Иванов был человек другого склада и ощущения. Он был сам гораздо талантливее, полнее и богаче одаренный человек и потому его изображения из библейской истории имеют и художественное, и историческое, и всемирное значение в тысячу раз большее против попыток Крамского и Ге (кроме несравненного «Распятия» этого последнего, вовсе «не религиозного»).
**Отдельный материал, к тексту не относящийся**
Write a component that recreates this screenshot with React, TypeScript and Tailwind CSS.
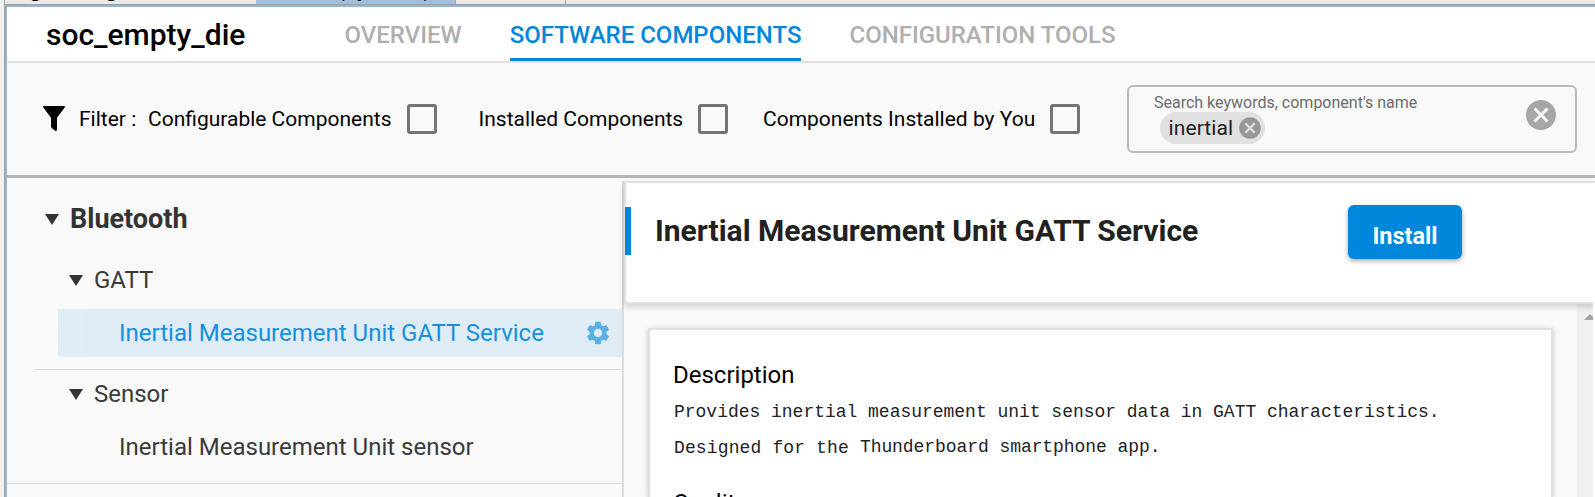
import type { ReactNode } from "react";
import { MdCancel, MdSettings } from "react-icons/md";

function EditorTabs() {
  return (
    <div className="flex h-1 shrink-0 overflow-hidden bg-[#f0f0f0] font-['Open_Sans',sans-serif] text-[17px] text-black">
      <div className="ml-1 w-[252px] border-l border-[#a0a0a0] bg-[#ebebeb] pl-[26px]">
        <span className="-mt-[21px] block leading-6 tracking-[-0.1px]">gatt_configuration.btconf</span>
      </div>
      <div className="w-[199px] bg-[#a3bddb] pl-[26px]">
        <span className="-mt-[21px] block leading-6">soc_empty_die.slcp</span>
      </div>
      <div className="w-[111px] border-x border-[#a0a0a0] bg-[#ebebeb]" />
      <div className="flex-1 bg-[#ebebeb]" />
    </div>
  );
}

function Tab({ children, active = false }: { children: ReactNode; active?: boolean }) {
  return (
    <button
      className={
        active
          ? "h-[54px] border-b-[3px] border-[#0087dc] pt-[5px] text-2xl/6 font-medium text-[#0087dc]"
          : "h-[54px] border-b-[3px] border-transparent pt-[5px] text-2xl/6 font-medium text-[#afafaf]"
      }
    >
      {children}
    </button>
  );
}

function Check({ label, className }: { label: string; className: string }) {
  return (
    <label className={`flex shrink-0 items-center justify-between ${className}`}>
      <span className="whitespace-nowrap pt-0.5">{label}</span>
      <span className="size-[30px] shrink-0 rounded-[3px] border-[3px] border-[#747474]" />
    </label>
  );
}

function Caret() {
  return (
    <svg className="shrink-0" width="14" height="11" viewBox="0 0 14 11" fill="#333">
      <path d="M0 0h14L7 11z" />
    </svg>
  );
}

function FilterIcon() {
  return (
    <svg className="mb-[2px] shrink-0" width="22" height="25" viewBox="0 0 22 25">
      <path d="M.7 0h20.600c.7 0 .9.900.4 1.500L14 11.800V23.700c0 1.200-1.400 1.700-2.300.9L8.700 21.900c-.400-.4-.7-.8-.7-1.400v-8.700L.3 1.500C-.2.900 0 0 .7 0z" />
    </svg>
  );
}

function FilterBar() {
  return (
    <div className="flex h-[115px] shrink-0 items-center border-b-[3px] border-[#b5b5b5] bg-[#f9f9f9] pl-[35.5px] text-[21px] text-black">
      <FilterIcon />
      <span className="ml-[14.5px] w-[69px] whitespace-nowrap pt-0.5">Filter :</span>
      <Check label="Configurable Components" className="w-[289px]" />
      <Check label="Installed Components" className="ml-[41.5px] w-[249.5px]" />
      <Check label="Components Installed by You" className="ml-[35px] w-[317px]" />
      <div className="ml-[47px] flex h-[68px] w-[450px] shrink-0 justify-between rounded-[6px] border-2 border-[#bbb] pl-[25px] pr-4">
        <div>
          <div className="mt-[5px] h-5 whitespace-nowrap pt-px text-base/5 text-[#6b6b6b]">Search keywords, component's name</div>
          <div className="ml-[6px] flex h-8 w-[105px] items-center justify-between rounded-full bg-[#e0e0e0] pl-[8.5px] pr-[2px] text-[21px] tracking-[0.1px] text-[#212121]">
            <span className="pt-px">inertial</span>
            <MdCancel className="size-[26px] shrink-0 text-[#979797]" />
          </div>
        </div>
        <MdCancel className="mt-[10px] size-9 text-[#a6a6a6]" />
      </div>
    </div>
  );
}

function GroupHeader({ children }: { children: ReactNode }) {
  return (
    <div className="mb-[5px] flex h-12 items-center gap-[11px] pl-[62px]">
      <Caret />
      {children}
    </div>
  );
}

function Sidebar() {
  return (
    <nav className="h-full w-[615px] shrink-0 overflow-hidden text-2xl text-[#3a3a3a]">
      <div className="mt-[17px] flex h-[61px] items-center gap-[11px] pb-[13px] pl-[38px] text-[27px] font-bold text-[#333]">
        <Caret />
        <span className="pt-0.5">Bluetooth</span>
      </div>
      <GroupHeader>GATT</GroupHeader>
      <div className="ml-[51px] flex h-12 items-center justify-between border-l-[28px] border-[#dfeef6] bg-[#e0ecf5] pl-[33px] pr-[10px] text-[#1490df]">
        Inertial Measurement Unit GATT Service
        <MdSettings className="size-7 text-[#5aafe6]" />
      </div>
      <div className="ml-[27px] mt-3 h-px bg-[#dcdcdc]" />
      <GroupHeader>Sensor</GroupHeader>
      <div className="flex h-12 items-center pl-28">Inertial Measurement Unit sensor</div>
      <div className="mt-3 h-px bg-[#dcdcdc]" />
    </nav>
  );
}

function Details() {
  return (
    <main className="mt-[3px] flex min-w-0 flex-1 flex-col border-l-2 border-[#dcdcdc]">
      <header className="relative z-10 flex h-[123px] shrink-0 items-start border-2 border-r-0 border-[#e0e0e0] bg-white shadow-[0_3px_6px_rgba(0,0,0,0.16)]">
        <div className="-ml-px mt-6 h-12 w-[6px] shrink-0 bg-[#0087dc]" />
        <h1 className="ml-6 mt-6 w-[693px] whitespace-nowrap text-[30px]/[48px] font-bold text-[#212121]">
          Inertial Measurement Unit GATT Service
        </h1>
        <button className="mt-[22px] h-[54px] w-[114px] rounded-[6px] bg-[#0087dc] pt-[7px] text-[23.5px]/6 font-bold text-white shadow-[0_2px_5px_rgba(0,0,0,0.35)]">
          Install
        </button>
      </header>
      <div className="flex min-h-0 flex-1">
        <section className="ml-6 mt-6 w-[905px] shrink-0 border-2 border-b-0 border-[#e0e0e0] bg-white pl-6 pt-[29px] text-black shadow-[0_1px_5px_rgba(0,0,0,0.2)]">
          <h2 className="-ml-px h-8 text-2xl/8">Description</h2>
          <p className="mt-[3px] h-9 whitespace-nowrap font-['Liberation_Mono',monospace] text-[18px]/9 tracking-[-0.02px] text-[#222]">
            Provides inertial measurement unit sensor data in GATT characteristics.
          </p>
          <p className="flex h-9 gap-[11px] whitespace-nowrap font-['Liberation_Mono',monospace] text-[18px]/9 text-[#222]">
            <span className="tracking-[0.13px]">Designed for the</span>
            <span className="-mt-px tracking-[-0.07px]">Thunderboard smartphone app.</span>
          </p>
          <h2 className="-ml-px mt-[21px] h-8 text-2xl/8">Quality</h2>
        </section>
        <div className="ml-6 w-4 shrink-0 overflow-hidden bg-[#f0f0f0] pl-[7px] pt-[10px]">
          <svg width="12" height="6" viewBox="0 0 12 6" fill="#a3a3a3">
            <path d="M0 6 6 0l6 6z" />
          </svg>
        </div>
        <div className="relative z-20 -mt-0.5 w-0.5 shrink-0 bg-white" />
      </div>
    </main>
  );
}

export default function App() {
  return (
    <div className="flex h-[497px] w-[1595px] flex-col overflow-hidden bg-[#f0f0f0] font-['Roboto',sans-serif]">
      <EditorTabs />
      <div className="ml-1 flex min-h-0 flex-1 flex-col border-l border-t border-[#a0a0a0]">
        <div className="flex min-h-0 flex-1 flex-col border-l-2 border-t-2 border-[#99b4d1] bg-[#f9f9f9]">
          <header className="flex h-14 shrink-0 border-b-2 border-[#e0e0e0] bg-white pl-[39px]">
            <div className="w-[298.5px] pt-px text-[30px]/[54px] font-medium text-black">soc_empty_die</div>
            <nav className="flex gap-12">
              <Tab>OVERVIEW</Tab>
              <Tab active>SOFTWARE COMPONENTS</Tab>
              <Tab>CONFIGURATION TOOLS</Tab>
            </nav>
          </header>
          <FilterBar />
          <div className="flex min-h-0 flex-1">
            <Sidebar />
            <Details />
          </div>
        </div>
      </div>
    </div>
  );
}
Таким образом, подводя итог всему сказанному, я нахожу, что у русских, кроме одного единственного исключения, вовсе нет способности к «религиозной живописи». Почему это так — причин тому много, и не здесь место их разбирать. Думаю только, говоря вообще: время не то! Единственное, настоящее, серьезное и важное исключение — Иванов. «Но если мог родиться такой один человек, могут еще родиться другой, третий, двадцатый, сотый». Может быть, только этого покуда нет.
53
Около самой середины XIX века произошел, среди нашей русской живописи, факт величайшей важности: была выставлена в Академии художеств, в 1849 году, картина Федотова: «Свежий кавалер». Что такую оригинальную, необыкновенную, талантливую картину неожиданно написал какой-то отставной военный, лишь немного поучившийся в Академии, в баталическом классе — уже и это было довольно чудно, но еще чуднее и невообразимее было то, что этому странному художнику было суждено сделаться впоследствии родоначальником целого отдела русской живописи, — такого отдела, который вышел важнее всех до того времени являвшихся в России картин. Он очень мало знал и читал, не имел понятия о том, что делается в Европе, голландцев не знал, Гогарта игнорировал и даже очень «не любил» (когда впоследствии узнал его), писал серыми, неумелыми красками и, вместе с тем, все-таки вышел одним из важнейших и замечательнейших, оригинальнейших продолжателей Гогарта. Его всему учила и все ему подсказывала прямо сама натура и жизнь русская, им виденная и испытанная в юношеских годах. Юмор, едкость, чувство правды, глубокая наблюдательность, меткость, уменье распорядиться с сочинением и расположением картины, способность писать хорошо (хотя и темно, и серо) — все это соединялось в нем, все это было у него прирожденно. Все выходило у него просто и естественно. И, что тоже особенно удивительно, он, такой правдивый, художественный и наблюдательный, восхищался картинами и реторикой Брюллова, бесконечно восхищался ими и признавал их высокоталантливыми, он, который больше всех других должен был бы гнушаться ими и презирать их неправду, фальшь и вычурность.